More than a century after its discovery, physicists are still working hard to understand how fundamental properties of the proton – such as its mass and spin – arise from its underlying structure. A particular puzzle concerns the proton’s size, which is an important input to understand nuclei, for example. Inelastic electron–proton scattering experiments in the late 1950s revealed the spatial distribution of charge inside the proton, allowing its radius to be deduced. A complementary way to determine this “charge radius”, and which relies on precise quantum-electrodynamics calculations, is to measure the shift it produces in the lowest energy levels of the hydrogen atom. Over the decades, numerous experiments have measured the proton’s size with increasing precision.
By 2006, based on results from scattering and spectroscopic measurements, the Committee on Data for Science and Technology (CODATA) had established the proton charge radius to be 0.8760(78) fm. Then, in 2010, came a surprise: the CREMA collaboration at the Paul Scherrer Institut (PSI) reported a value of 0.8418(7) fm based a novel, high-precision spectroscopic measurement of muonic hydrogen. Disagreeing with previous spectroscopic measurements, and lying more than 5σ below the CODATA world average, the result gave rise to the “proton radius puzzle”. While the most recent electron–proton scattering and hydrogen-spectroscopy measurements are in closer agreement with the latest muonic-hydrogen results, the discrepancies with earlier experiments are not yet fully understood.
Now, the MINERνA collaboration has brought a new tool to gauge the proton’s size: neutrino scattering. Whereas traditional scattering measurements probe the proton’s electric or magnetic charge distributions, which are encoded in vector form factors, scattering by neutrinos allows the analogous axial-vector form factor FA, which characterises the proton’s weak charge distribution, to be measured. In addition to providing a complementary probe of proton structure, FA is key to precise measurements of neutrino-oscillation parameters at experiments such as DUNE, Hyper-K, NOvA and T2K.
MINERνA is a segmented scintillator detector with hexagonal planes made from strips of triangular cross-section, which are assembled into planes perpendicular to the incoming beam. By studying how a beam of muon antineutrinos produced by Fermilab’s NuMI neutrino beamline interacts with a polystyrene target, which contains hydrogen closely bonded to carbon, the MINERνA researchers were able to make the first high-statistics measurement of the νμ p → μ+ n cross-section using the hydrogen atom in polystyrene. Extracting FA from 5580 ± 180 signal events (observed over an estimated background of 12,500), they measured the nucleon axial charge radius to be 0.73(17) fm, in agreement with the electric charge radius measured with electron scattering.

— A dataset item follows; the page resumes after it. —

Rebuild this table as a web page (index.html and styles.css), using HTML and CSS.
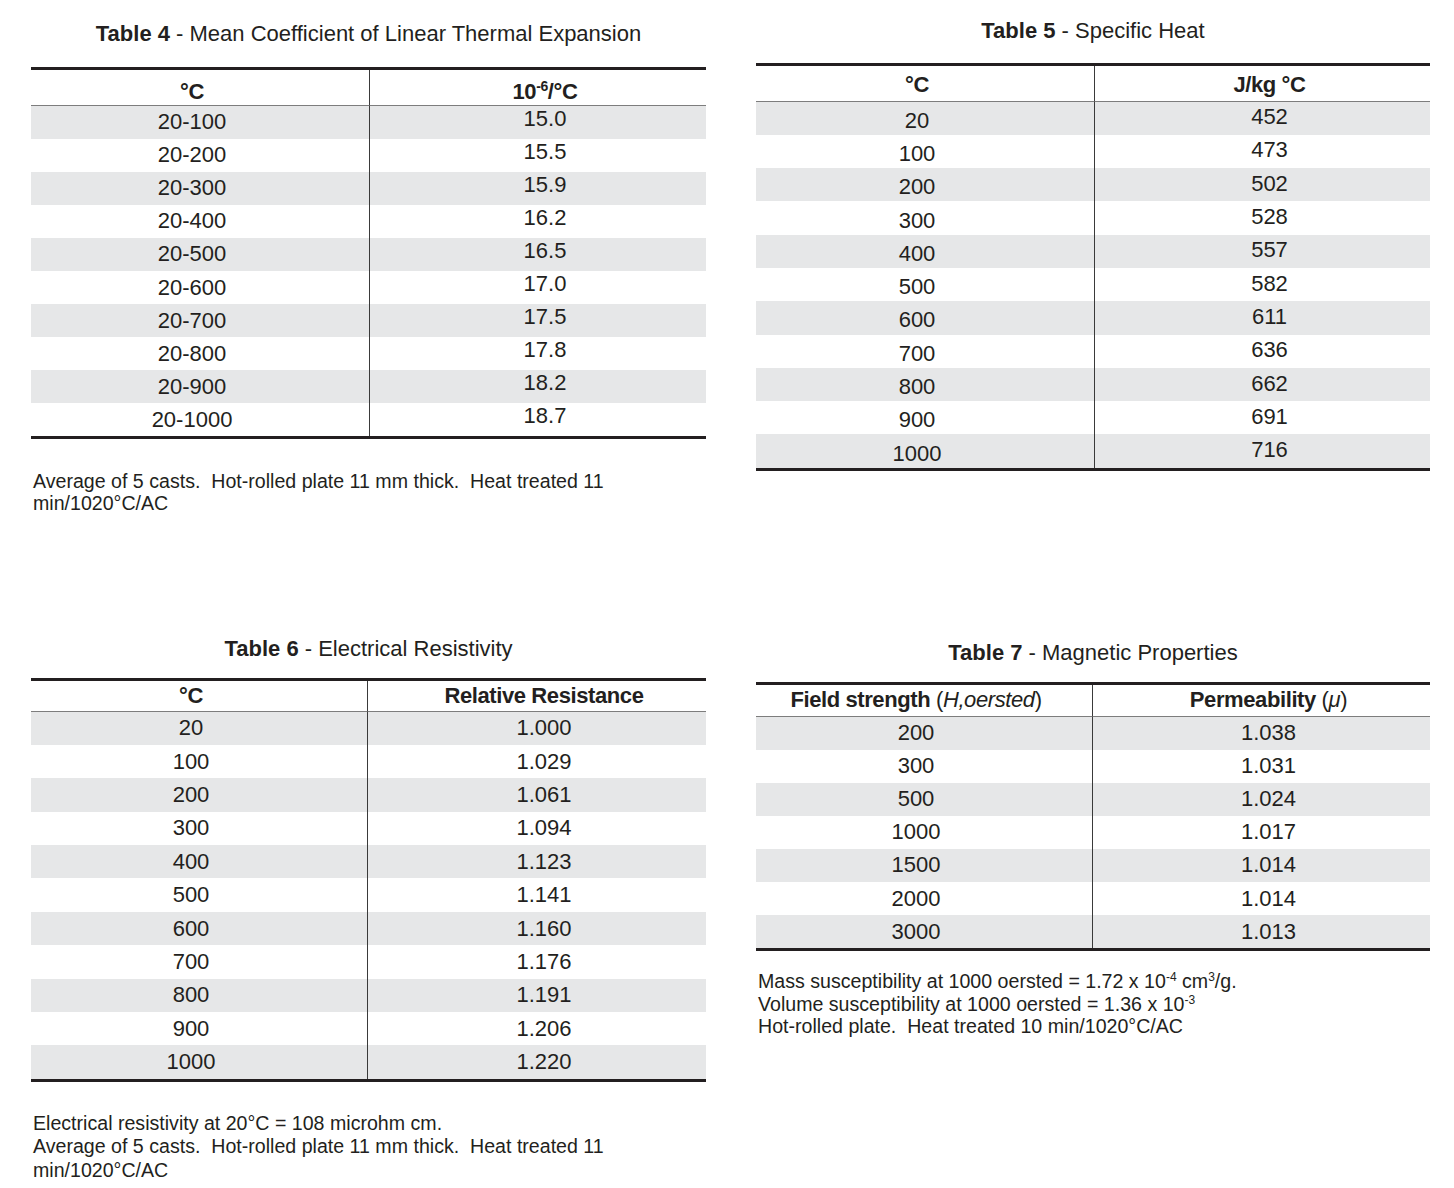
FILE: index.html
```html
<!DOCTYPE html>
<html lang="en">
<head>
<meta charset="utf-8">
<title>Physical Properties Tables</title>
<link rel="stylesheet" href="styles.css">
</head>
<body>
<main class="page">
  <section class="panel p4">
    <h2 class="title"><b>Table 4</b> - Mean Coefficient of Linear Thermal Expansion</h2>
    <table class="data t4">
      <thead><tr><th>°C</th><th>10<sup>-6</sup>/°C</th></tr></thead>
      <tbody>
        <tr><td>20-100</td><td>15.0</td></tr>
        <tr><td>20-200</td><td>15.5</td></tr>
        <tr><td>20-300</td><td>15.9</td></tr>
        <tr><td>20-400</td><td>16.2</td></tr>
        <tr><td>20-500</td><td>16.5</td></tr>
        <tr><td>20-600</td><td>17.0</td></tr>
        <tr><td>20-700</td><td>17.5</td></tr>
        <tr><td>20-800</td><td>17.8</td></tr>
        <tr><td>20-900</td><td>18.2</td></tr>
        <tr><td>20-1000</td><td>18.7</td></tr>
      </tbody>
    </table>
    <div class="notes n4">
      <p>Average of 5 casts.&nbsp; Hot-rolled plate 11 mm thick.&nbsp; Heat treated 11 min/1020°C/AC</p>
    </div>
  </section>

  <section class="panel p5">
    <h2 class="title"><b>Table 5</b> - Specific Heat</h2>
    <table class="data t5">
      <thead><tr><th>°C</th><th>J/kg °C</th></tr></thead>
      <tbody>
        <tr><td>20</td><td>452</td></tr>
        <tr><td>100</td><td>473</td></tr>
        <tr><td>200</td><td>502</td></tr>
        <tr><td>300</td><td>528</td></tr>
        <tr><td>400</td><td>557</td></tr>
        <tr><td>500</td><td>582</td></tr>
        <tr><td>600</td><td>611</td></tr>
        <tr><td>700</td><td>636</td></tr>
        <tr><td>800</td><td>662</td></tr>
        <tr><td>900</td><td>691</td></tr>
        <tr><td>1000</td><td>716</td></tr>
      </tbody>
    </table>
  </section>

  <section class="panel p6">
    <h2 class="title"><b>Table 6</b> - Electrical Resistivity</h2>
    <table class="data t6">
      <thead><tr><th>°C</th><th>Relative Resistance</th></tr></thead>
      <tbody>
        <tr><td>20</td><td>1.000</td></tr>
        <tr><td>100</td><td>1.029</td></tr>
        <tr><td>200</td><td>1.061</td></tr>
        <tr><td>300</td><td>1.094</td></tr>
        <tr><td>400</td><td>1.123</td></tr>
        <tr><td>500</td><td>1.141</td></tr>
        <tr><td>600</td><td>1.160</td></tr>
        <tr><td>700</td><td>1.176</td></tr>
        <tr><td>800</td><td>1.191</td></tr>
        <tr><td>900</td><td>1.206</td></tr>
        <tr><td>1000</td><td>1.220</td></tr>
      </tbody>
    </table>
    <div class="notes n6">
      <p>Electrical resistivity at 20°C = 108 microhm cm.</p>
      <p>Average of 5 casts.&nbsp; Hot-rolled plate 11 mm thick.&nbsp; Heat treated 11 min/1020°C/AC</p>
    </div>
  </section>

  <section class="panel p7">
    <h2 class="title"><b>Table 7</b> - Magnetic Properties</h2>
    <table class="data t7">
      <thead><tr><th>Field strength <span class="reg">(<i>H,oersted</i>)</span></th><th>Permeability <span class="reg">(<i>μ</i>)</span></th></tr></thead>
      <tbody>
        <tr><td>200</td><td>1.038</td></tr>
        <tr><td>300</td><td>1.031</td></tr>
        <tr><td>500</td><td>1.024</td></tr>
        <tr><td>1000</td><td>1.017</td></tr>
        <tr><td>1500</td><td>1.014</td></tr>
        <tr><td>2000</td><td>1.014</td></tr>
        <tr><td>3000</td><td>1.013</td></tr>
      </tbody>
    </table>
    <div class="notes n7">
      <p>Mass susceptibility at 1000 oersted = 1.72 x 10<sup>-4</sup> cm<sup>3</sup>/g.</p>
      <p>Volume susceptibility at 1000 oersted = 1.36 x 10<sup>-3</sup></p>
      <p>Hot-rolled plate.&nbsp; Heat treated 10 min/1020°C/AC</p>
    </div>
  </section>
</main>
</body>
</html>
```
FILE: styles.css
```css
* { box-sizing: border-box; }

html, body {
  margin: 0;
  padding: 0;
  background: #ffffff;
}

body {
  font-family: "Liberation Sans", Arial, Helvetica, sans-serif;
  color: #231f20;
}

.page {
  display: grid;
  grid-template-columns: 675px 674px;
  grid-template-rows: 620px auto;
  column-gap: 50px;
  padding: 0 24px 0 31px;
}

.panel { display: flex; flex-direction: column; }

.p4 { padding-top: 22px; }
.p5 { padding-top: 19px; }
.p6 { padding-top: 17px; }
.p7 { padding-top: 21px; }

.title {
  margin: 0;
  font-size: 22px;
  line-height: 24px;
  font-weight: normal;
  text-align: center;
  color: #231f20;
}
.title b { font-weight: bold; }

.p4 .title { margin-bottom: 21px; }
.p5 .title { margin-bottom: 20px; }
.p6 .title { margin-bottom: 17px; }
.p7 .title { margin-bottom: 17px; }

.data {
  width: 100%;
  border-collapse: separate;
  border-spacing: 0;
  border-top: 3px solid #231f20;
  border-bottom: 3px solid #231f20;
  font-size: 22px;
  table-layout: fixed;
}

.data th,
.data td {
  padding: 0;
  text-align: center;
  vertical-align: middle;
  line-height: 24px;
}

.data th {
  font-weight: bold;
  letter-spacing: -0.4px;
  border-bottom: 1.5px solid #7d7d7d;
}

.data th:first-child,
.data td:first-child {
  border-right: 1px solid #3a3a3a;
  padding-right: 16px;
}

.data th:last-child,
.data td:last-child {
  padding-left: 14px;
}

.data tbody tr:nth-child(odd) td { background: #e6e7e8; }

.data sup {
  font-size: 14px;
  line-height: 0;
  vertical-align: 8px;
}

.t4 th:first-child, .t5 th:first-child { width: 339px; }
.t6 th:first-child, .t7 th:first-child { width: 337px; }

.t4 th { height: 35.5px; padding-top: 10px; }
.t5 th { height: 35.5px; padding-top: 4px; }
.t6 th { height: 30.5px; }
.t7 th { height: 31.5px; }

.t4 td { height: 33.1px; }
.t5 td { height: 33.3px; }
.t6 td { height: 33.4px; }
.t7 td { height: 33.1px; }

.t4 td:last-child { padding-bottom: 7px; }
.t5 td:first-child { padding-top: 5px; }
.t5 td:last-child { padding-bottom: 2px; }

.data .reg { font-weight: normal; }

.notes {
  font-size: 19.6px;
  padding-left: 2px;
  color: #231f20;
}
.notes p { margin: 0; }
.notes sup {
  font-size: 12px;
  line-height: 0;
  vertical-align: 7px;
}

.n4 { margin-top: 31px; line-height: 22px; }
.n6 { margin-top: 30px; line-height: 23.5px; }
.n7 { margin-top: 19px; line-height: 22.5px; }
```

“If we weren’t optimists, we’d say [this measurement] was impossible,” says lead author Tejin Cai, who proposed the idea of using a polystyrene target to access neutrino-hydrogen scattering while a PhD student at the University of Rochester. “The hydrogen and carbon are chemically bonded, so the detector sees interactions on both at once. But then, I realised that the very nuclear effects that made scattering on carbon complicated also allowed us to select hydrogen and would allow us to subtract off the carbon interactions.”
A new experiment called AMBER, at the M2 beamline of CERN’s Super Proton Synchrotron, is about to open another perspective on the proton charge radius. AMBER is the successor to COMPASS, which played a major role towards resolving the proton “spin crisis” (the finding, by the European Muon Collaboration in 1987, that quarks account for less than a third of the total proton spin) by studying the contribution to the proton spin from gluons. Instead of electrons, AMBER will use muon scattering at unprecedented energies (around 100 GeV) to access the small momentum-transfer needed to measure the proton radius. A future experiment at PSI called MUSE, meanwhile, aims to determine the proton radius through simultaneous measurements of muon– and electron–proton scattering.
AMBER is scheduled to start with a pilot run in September 2023 and to operate for up to three years, with the goal to find a value for the proton radius in the range 0.84–0.88 fm, as expected from previous experiments, and with an uncertainty of about 0.01 fm. “Some colleagues say that there is no proton-radius puzzle, only problematic measurements,” says AMBER spokesperson Jan Friedrich of TU Munich. “The discrepancy between theory and experiments, as well as between individual experiments, will have to shrink and align as much as possible. After all, there is only one true proton radius.”